====== Material provided
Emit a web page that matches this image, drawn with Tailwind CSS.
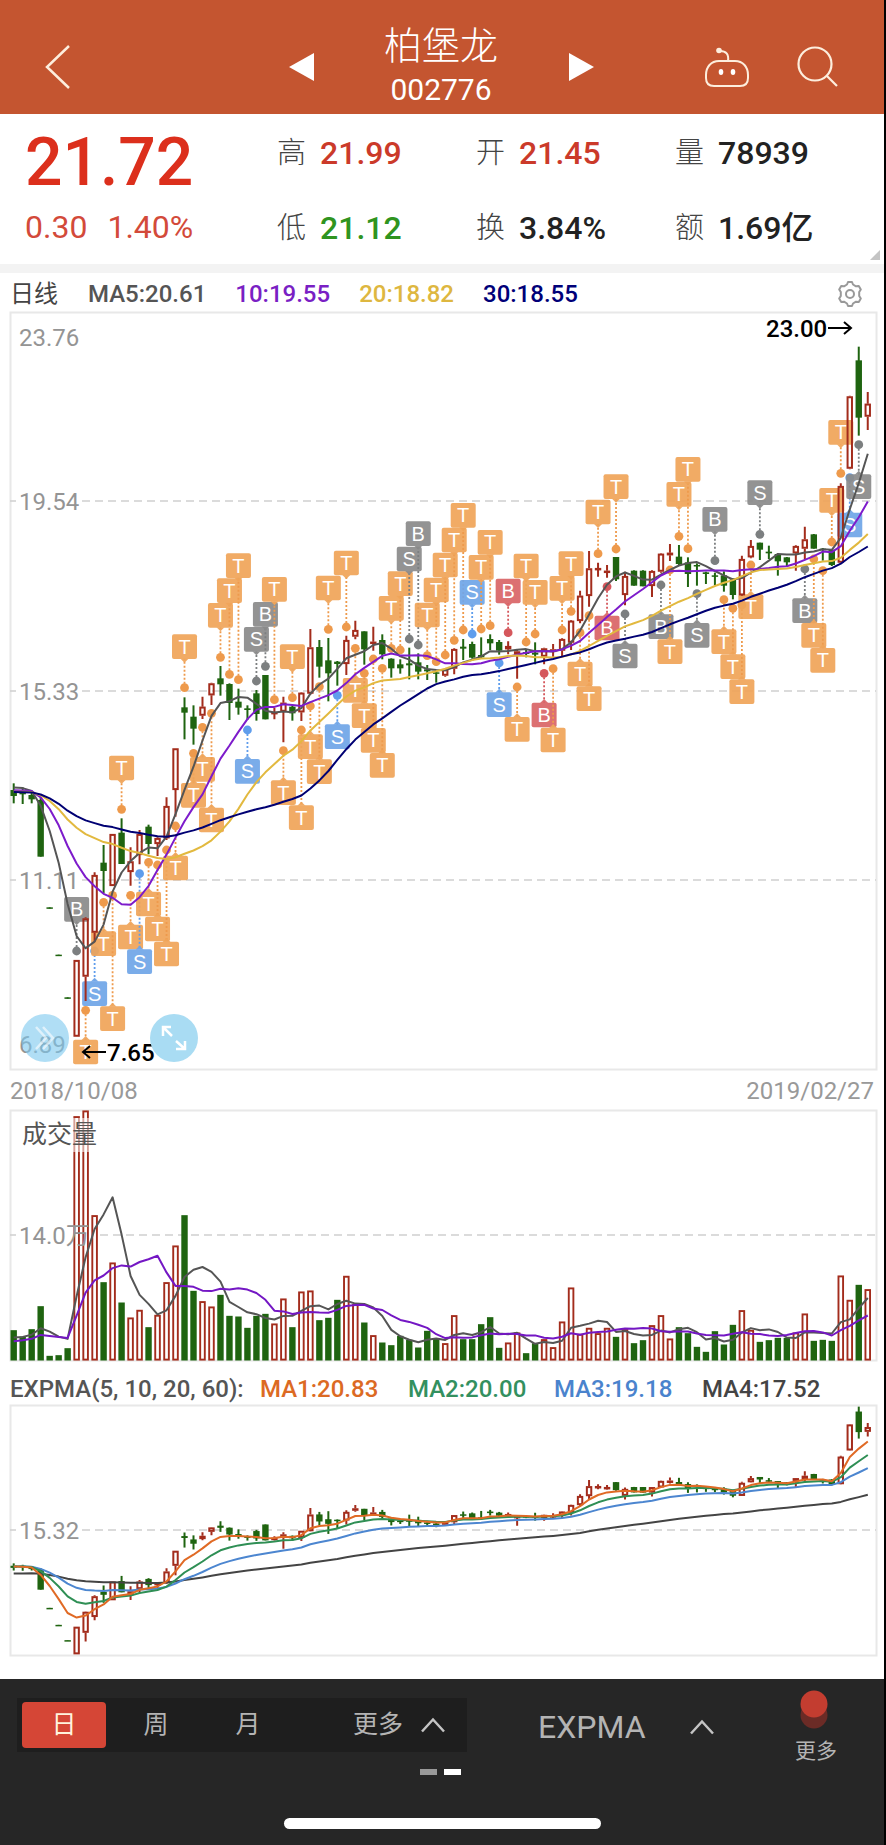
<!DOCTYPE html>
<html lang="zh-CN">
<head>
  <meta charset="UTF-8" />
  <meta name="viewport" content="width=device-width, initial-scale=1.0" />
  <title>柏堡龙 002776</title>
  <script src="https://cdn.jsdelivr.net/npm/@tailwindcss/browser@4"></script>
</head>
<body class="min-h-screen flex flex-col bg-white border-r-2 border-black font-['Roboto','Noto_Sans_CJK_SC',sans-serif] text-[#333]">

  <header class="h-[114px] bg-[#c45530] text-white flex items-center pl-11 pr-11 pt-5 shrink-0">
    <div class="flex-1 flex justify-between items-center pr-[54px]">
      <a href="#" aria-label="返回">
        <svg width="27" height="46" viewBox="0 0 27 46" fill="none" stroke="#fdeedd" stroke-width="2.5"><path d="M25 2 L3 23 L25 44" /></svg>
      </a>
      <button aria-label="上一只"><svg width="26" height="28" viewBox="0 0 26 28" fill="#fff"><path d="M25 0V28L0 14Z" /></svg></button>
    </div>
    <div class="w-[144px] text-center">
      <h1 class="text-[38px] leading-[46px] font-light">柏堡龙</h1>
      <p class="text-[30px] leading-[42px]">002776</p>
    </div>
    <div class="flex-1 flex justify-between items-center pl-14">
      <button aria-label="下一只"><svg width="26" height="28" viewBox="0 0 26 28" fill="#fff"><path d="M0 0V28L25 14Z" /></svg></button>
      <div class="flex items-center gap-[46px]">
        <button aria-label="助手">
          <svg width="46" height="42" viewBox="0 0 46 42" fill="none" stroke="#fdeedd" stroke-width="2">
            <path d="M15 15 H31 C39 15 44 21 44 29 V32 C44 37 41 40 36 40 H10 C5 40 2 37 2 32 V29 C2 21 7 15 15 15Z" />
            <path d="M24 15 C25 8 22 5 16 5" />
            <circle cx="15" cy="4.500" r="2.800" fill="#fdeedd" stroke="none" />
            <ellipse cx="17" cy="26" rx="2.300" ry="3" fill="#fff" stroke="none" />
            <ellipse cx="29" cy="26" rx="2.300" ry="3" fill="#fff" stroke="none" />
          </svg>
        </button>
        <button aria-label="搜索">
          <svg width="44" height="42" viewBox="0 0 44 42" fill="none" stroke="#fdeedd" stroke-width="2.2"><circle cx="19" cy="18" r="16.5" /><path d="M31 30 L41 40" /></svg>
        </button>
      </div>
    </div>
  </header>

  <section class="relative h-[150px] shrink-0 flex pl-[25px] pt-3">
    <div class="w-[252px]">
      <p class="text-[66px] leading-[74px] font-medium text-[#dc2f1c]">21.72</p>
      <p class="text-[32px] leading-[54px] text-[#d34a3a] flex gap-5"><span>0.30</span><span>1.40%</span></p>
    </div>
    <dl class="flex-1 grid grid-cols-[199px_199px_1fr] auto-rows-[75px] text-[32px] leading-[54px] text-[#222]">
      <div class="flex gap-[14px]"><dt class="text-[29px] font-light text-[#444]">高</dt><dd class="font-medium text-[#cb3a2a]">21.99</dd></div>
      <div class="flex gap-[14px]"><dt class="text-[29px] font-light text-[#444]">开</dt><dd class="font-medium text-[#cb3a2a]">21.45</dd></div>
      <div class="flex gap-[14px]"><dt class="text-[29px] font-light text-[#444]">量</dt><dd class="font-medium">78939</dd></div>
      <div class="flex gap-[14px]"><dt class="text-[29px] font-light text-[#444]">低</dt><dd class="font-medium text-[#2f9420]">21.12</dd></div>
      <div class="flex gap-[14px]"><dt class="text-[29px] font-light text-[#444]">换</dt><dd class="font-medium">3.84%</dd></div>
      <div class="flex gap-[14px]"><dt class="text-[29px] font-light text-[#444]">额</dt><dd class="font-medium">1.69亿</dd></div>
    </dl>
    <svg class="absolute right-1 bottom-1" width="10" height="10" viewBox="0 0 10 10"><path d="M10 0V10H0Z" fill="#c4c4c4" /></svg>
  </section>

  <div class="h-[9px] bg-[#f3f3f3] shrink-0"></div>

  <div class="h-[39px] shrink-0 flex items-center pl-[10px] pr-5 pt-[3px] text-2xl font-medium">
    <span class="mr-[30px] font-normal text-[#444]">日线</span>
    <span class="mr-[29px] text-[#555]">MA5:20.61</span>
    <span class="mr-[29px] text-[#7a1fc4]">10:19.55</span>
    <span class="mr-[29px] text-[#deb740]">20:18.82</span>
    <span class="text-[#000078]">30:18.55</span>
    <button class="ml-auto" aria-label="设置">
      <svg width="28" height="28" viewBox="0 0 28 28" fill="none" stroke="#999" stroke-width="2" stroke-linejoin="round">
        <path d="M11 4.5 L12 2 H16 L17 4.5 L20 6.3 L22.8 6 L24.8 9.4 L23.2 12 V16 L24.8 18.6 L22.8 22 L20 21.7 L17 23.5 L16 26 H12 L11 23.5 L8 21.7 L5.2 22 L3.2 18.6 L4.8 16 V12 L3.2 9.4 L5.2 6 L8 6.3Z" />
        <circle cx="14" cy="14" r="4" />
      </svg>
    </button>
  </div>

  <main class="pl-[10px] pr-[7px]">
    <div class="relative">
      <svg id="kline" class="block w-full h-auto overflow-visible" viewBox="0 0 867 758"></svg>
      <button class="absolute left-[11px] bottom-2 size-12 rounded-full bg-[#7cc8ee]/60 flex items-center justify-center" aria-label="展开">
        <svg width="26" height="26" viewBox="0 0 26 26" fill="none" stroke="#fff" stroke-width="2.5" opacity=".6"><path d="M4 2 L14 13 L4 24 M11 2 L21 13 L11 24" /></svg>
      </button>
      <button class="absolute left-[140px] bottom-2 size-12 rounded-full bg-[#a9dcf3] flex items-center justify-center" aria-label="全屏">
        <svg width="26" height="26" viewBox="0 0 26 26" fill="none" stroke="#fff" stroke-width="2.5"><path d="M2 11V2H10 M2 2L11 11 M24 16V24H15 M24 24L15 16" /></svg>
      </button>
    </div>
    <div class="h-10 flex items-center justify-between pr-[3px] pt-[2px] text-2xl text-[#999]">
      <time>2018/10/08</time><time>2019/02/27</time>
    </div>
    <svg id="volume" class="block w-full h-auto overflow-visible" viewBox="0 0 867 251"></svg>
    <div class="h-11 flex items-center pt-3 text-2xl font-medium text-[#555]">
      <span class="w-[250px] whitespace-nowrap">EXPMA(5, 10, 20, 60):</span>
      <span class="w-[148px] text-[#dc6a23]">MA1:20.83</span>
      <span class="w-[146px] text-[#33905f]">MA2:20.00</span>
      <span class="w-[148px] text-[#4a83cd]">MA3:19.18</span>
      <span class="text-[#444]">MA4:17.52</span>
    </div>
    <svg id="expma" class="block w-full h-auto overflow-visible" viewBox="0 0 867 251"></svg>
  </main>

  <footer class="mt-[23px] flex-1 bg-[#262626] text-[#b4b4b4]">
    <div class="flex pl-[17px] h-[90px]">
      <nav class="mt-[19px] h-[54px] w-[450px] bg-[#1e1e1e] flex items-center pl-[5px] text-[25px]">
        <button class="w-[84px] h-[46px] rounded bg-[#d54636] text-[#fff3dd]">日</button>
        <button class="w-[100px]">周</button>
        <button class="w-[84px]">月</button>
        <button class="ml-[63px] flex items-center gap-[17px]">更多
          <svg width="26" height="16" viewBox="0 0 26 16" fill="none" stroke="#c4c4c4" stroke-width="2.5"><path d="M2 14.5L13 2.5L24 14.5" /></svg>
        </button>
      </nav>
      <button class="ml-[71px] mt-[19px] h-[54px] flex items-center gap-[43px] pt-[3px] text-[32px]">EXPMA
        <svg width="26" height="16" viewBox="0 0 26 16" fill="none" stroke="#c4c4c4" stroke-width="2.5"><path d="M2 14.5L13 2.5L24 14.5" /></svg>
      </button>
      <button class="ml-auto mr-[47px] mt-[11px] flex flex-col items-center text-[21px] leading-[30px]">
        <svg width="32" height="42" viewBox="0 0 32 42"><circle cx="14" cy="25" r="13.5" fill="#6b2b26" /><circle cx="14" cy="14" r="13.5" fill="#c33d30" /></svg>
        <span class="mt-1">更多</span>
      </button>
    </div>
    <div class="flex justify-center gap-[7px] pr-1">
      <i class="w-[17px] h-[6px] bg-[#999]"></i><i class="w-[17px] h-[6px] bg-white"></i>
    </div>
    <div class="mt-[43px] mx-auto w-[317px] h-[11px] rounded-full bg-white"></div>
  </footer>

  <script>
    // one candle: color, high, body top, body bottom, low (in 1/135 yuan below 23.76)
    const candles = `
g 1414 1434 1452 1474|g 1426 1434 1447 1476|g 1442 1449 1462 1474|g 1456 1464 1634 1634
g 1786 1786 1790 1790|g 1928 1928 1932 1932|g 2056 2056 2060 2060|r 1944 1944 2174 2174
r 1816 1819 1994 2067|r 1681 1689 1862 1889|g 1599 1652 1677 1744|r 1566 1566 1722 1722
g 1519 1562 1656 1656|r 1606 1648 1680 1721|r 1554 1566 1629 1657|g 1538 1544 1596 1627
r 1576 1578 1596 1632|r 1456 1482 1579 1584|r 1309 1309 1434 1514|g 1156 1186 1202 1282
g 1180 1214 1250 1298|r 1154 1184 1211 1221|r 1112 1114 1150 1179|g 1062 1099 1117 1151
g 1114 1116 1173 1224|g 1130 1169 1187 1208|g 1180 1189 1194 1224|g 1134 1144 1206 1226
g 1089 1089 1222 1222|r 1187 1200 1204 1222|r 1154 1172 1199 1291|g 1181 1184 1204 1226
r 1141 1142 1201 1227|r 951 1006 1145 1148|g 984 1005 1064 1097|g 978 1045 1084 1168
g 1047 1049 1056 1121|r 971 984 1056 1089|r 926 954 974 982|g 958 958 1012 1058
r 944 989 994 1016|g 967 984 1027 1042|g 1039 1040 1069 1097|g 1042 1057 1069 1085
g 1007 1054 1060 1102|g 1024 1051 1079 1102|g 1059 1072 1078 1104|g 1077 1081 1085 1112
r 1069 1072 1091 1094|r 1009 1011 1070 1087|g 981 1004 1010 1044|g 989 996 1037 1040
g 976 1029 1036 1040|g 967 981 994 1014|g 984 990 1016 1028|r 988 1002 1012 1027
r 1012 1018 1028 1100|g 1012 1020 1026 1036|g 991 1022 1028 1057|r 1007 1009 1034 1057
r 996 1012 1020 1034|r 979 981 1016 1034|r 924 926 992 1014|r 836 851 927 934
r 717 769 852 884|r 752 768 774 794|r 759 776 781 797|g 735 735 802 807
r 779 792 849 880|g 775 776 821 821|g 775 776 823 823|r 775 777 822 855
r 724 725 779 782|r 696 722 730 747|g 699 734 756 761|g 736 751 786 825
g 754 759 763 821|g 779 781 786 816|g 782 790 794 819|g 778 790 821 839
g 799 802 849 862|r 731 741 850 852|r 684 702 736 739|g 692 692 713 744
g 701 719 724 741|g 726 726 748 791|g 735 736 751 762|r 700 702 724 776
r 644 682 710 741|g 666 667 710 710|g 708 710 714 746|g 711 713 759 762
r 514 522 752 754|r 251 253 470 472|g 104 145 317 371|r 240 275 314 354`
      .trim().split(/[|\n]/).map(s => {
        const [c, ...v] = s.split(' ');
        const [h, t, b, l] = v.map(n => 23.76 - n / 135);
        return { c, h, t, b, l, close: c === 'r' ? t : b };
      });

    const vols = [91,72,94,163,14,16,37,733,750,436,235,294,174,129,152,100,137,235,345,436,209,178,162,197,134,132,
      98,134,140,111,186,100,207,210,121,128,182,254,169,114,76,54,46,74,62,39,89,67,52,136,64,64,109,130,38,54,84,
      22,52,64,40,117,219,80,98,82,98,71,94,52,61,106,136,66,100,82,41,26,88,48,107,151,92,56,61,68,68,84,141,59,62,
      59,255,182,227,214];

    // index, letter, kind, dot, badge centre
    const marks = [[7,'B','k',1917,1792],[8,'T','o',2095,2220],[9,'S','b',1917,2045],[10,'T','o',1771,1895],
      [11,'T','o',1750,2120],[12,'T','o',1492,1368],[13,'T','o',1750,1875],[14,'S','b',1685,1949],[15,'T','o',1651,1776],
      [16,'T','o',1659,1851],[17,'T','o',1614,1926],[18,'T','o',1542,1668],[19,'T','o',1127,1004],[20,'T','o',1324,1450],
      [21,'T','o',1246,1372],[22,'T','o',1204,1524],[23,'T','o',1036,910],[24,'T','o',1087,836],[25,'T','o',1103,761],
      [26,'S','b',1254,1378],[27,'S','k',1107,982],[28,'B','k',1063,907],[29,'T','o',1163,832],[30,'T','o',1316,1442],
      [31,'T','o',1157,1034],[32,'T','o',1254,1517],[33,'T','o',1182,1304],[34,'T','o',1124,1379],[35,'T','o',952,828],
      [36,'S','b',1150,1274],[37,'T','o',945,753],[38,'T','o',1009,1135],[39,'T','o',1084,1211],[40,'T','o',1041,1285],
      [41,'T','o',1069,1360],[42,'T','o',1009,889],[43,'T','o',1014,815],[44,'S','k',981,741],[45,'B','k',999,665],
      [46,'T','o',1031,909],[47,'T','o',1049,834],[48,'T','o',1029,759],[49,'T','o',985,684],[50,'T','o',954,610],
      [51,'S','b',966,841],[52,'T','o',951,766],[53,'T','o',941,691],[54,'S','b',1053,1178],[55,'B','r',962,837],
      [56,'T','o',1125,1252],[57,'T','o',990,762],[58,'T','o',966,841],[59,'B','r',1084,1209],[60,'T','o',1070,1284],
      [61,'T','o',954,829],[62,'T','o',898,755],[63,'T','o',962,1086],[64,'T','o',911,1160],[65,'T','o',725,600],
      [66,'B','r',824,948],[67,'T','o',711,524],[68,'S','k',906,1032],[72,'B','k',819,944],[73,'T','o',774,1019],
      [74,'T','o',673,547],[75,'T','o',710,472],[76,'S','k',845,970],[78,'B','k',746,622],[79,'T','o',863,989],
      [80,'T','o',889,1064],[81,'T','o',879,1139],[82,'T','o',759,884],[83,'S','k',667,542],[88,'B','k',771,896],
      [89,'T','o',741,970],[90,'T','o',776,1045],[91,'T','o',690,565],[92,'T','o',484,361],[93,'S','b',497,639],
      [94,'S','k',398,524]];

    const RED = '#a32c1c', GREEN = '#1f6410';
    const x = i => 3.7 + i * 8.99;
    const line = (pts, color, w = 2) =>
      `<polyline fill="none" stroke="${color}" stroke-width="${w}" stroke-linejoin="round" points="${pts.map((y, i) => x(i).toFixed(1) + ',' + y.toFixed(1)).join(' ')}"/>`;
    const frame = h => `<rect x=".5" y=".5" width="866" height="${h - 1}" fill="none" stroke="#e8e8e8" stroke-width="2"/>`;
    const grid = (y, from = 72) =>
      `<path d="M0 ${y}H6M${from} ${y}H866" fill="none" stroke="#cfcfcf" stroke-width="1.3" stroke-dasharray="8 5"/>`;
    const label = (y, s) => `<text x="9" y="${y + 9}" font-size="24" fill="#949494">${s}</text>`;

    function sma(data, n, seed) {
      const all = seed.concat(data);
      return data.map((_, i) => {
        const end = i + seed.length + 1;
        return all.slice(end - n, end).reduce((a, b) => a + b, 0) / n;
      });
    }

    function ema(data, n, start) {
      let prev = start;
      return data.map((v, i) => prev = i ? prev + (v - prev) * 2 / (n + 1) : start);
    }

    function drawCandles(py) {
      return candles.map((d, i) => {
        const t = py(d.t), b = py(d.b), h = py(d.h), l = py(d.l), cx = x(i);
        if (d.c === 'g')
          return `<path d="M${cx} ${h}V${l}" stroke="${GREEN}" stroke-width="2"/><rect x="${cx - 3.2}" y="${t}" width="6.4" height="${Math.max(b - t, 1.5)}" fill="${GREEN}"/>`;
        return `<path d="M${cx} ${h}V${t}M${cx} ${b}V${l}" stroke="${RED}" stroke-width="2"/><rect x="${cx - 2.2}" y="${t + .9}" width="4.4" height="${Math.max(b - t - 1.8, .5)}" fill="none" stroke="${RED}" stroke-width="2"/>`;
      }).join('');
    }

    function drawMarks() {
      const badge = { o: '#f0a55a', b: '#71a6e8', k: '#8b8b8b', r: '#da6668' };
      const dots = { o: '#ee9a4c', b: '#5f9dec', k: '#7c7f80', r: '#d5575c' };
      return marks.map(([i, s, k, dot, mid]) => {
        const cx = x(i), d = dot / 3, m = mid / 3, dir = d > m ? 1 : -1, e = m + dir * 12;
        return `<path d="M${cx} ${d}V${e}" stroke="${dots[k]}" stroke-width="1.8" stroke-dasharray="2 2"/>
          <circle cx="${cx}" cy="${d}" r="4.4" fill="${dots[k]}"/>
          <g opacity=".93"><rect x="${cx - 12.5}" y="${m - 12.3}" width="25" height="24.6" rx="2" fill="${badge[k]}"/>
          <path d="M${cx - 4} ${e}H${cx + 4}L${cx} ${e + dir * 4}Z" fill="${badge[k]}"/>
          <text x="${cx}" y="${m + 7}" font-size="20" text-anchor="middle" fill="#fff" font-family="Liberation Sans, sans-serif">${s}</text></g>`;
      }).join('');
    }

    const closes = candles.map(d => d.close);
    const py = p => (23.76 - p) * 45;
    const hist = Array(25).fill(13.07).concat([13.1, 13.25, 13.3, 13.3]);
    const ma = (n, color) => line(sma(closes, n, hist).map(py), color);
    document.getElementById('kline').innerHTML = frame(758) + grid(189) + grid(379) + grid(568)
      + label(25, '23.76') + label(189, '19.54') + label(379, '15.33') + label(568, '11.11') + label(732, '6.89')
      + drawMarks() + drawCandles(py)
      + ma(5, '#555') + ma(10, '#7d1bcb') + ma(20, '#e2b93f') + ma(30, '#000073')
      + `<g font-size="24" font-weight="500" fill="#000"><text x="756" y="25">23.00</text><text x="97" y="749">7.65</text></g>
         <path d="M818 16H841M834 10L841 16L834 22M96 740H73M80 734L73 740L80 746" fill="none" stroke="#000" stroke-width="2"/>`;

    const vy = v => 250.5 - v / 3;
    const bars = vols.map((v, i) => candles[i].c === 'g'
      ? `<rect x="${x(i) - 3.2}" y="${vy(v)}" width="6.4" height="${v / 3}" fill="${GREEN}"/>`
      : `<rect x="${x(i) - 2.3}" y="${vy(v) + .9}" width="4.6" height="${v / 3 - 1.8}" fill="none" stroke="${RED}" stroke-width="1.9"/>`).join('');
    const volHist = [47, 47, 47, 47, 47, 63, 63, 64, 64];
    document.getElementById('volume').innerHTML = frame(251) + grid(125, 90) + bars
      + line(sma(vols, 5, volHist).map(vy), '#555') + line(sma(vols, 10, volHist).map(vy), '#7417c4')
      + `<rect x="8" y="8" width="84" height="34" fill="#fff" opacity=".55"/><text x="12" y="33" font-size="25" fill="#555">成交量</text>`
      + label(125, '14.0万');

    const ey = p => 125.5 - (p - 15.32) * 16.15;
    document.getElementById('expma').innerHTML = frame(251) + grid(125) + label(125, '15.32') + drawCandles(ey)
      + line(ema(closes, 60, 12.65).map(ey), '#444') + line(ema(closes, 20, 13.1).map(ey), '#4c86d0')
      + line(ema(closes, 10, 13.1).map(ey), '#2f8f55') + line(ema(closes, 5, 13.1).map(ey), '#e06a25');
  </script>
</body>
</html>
============
**What to work on:** From the first line above through the line containing "flex flex-col bg-white", copy everything exactly, without the pictures.

**Written solution:**
Emit a web page that matches this image, drawn with Tailwind CSS.
<!DOCTYPE html>
<html lang="zh-CN">
<head>
  <meta charset="UTF-8" />
  <meta name="viewport" content="width=device-width, initial-scale=1.0" />
  <title>柏堡龙 002776</title>
  <script src="https://cdn.jsdelivr.net/npm/@tailwindcss/browser@4"></script>
</head>
<body class="min-h-screen flex flex-col bg-white border-r-2 border-black font-['Roboto','Noto_Sans_CJK_SC',sans-serif] text-[#333]">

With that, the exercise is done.